Bob and I met at the recruiting center in Pittsburgh in 1963, part of a large group of inductees going into the Navy. Bob and I went through boot camp and a succession of technical schools together, traveling from Chicago to San Francisco, and Idaho. After our tour in Idaho, we went our separate ways, but both eventually ending up at the Charleston Navy Base in South Carolina.

We were assigned to different submarines, which put us on opposite rotations. Although each of us was on a Polaris submarine operating out of Rota, Spain, when I was in port he was at sea, and vice-versa. We tried to stay in touch through mutual acquaintances, but I never saw Bob again.

Bob would be almost sixty now. He would be a Steely Dan fan. I knew Bob well enough to know what kind of music he liked, and Steely Dan certainly would be one of his favorite bands.

When I think of all of the songs Steely Dan recorded over its more than thirty-year career, "Deacon Blues" would be Bob's favorite song; the lyrics fit him perfectly. Bob was good-looking, a fastidious dresser, and he had a repertoire of pickup lines that could fill a book. What I mean to say is he never had to work very hard to get a date.

One line from "Deacon Blues" fits Bob Martin to a T. "I crawl like a viper through these suburban streets. Make love to these women languid and bitter sweet. I rise when the sun goes down; cover every game in town." Unfortunately, Bob never got to hear Steely Dan; he died while serving in the Navy, ten years before Steely Dan released their first album.

Bob didn't receive any posthumous medals. There was no flag-draped coffin; no honor guard. No one played "Taps." I'm not even sure where Bob was buried. He was simply the victim of a traffic accident. He fell asleep at the wheel and ran his 1963 Corvette into a 200-year-old oak tree. No going down in a blaze of glory; Bob died a quick, painless death on a battlefield of twisted metal and shattered glass, on a sultry summer night in South Carolina.

Bob never had an opportunity to enjoy the pleasures and challenges that go with marriage and raising a family. He didn't have to go through the pain of giving away a daughter's hand in marriage, or watching a son leave on a 1,000-mile journey of independence. He never had to deal with the confusion of trying to figure out your new role in your children's lives. You blink your eyes and the next thing you know, they don't call you "Daddy" anymore, just "Dad." In reality, it took a lifetime, a lifetime much longer than Bob's.

Yes, the lyrics from "Deacon Blues" are quite apropos for the Bob I knew: "I'll learn to work the saxophone, and I'll play just what I feel. Drink Scotch whisky all night long and die behind the wheel. . ."

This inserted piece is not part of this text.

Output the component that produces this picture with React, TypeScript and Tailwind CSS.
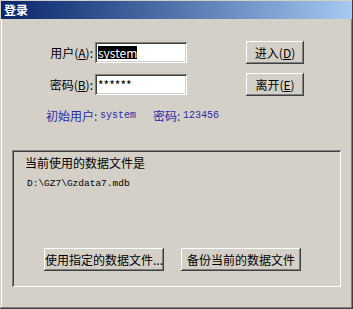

I can't help remembering Bob Martin when I hear "Deacon Blues," but those are his lyrics, not mine. The lyrics running through my head are from Bruce Cockburn's "No Footprints." They seem to encompass everything I feel about my role as a husband and a father, and how I want to be remembered when my time comes: ". . . I'll be right there with you; leaving no footprints when we go; only where we've been, a faint and fading glow."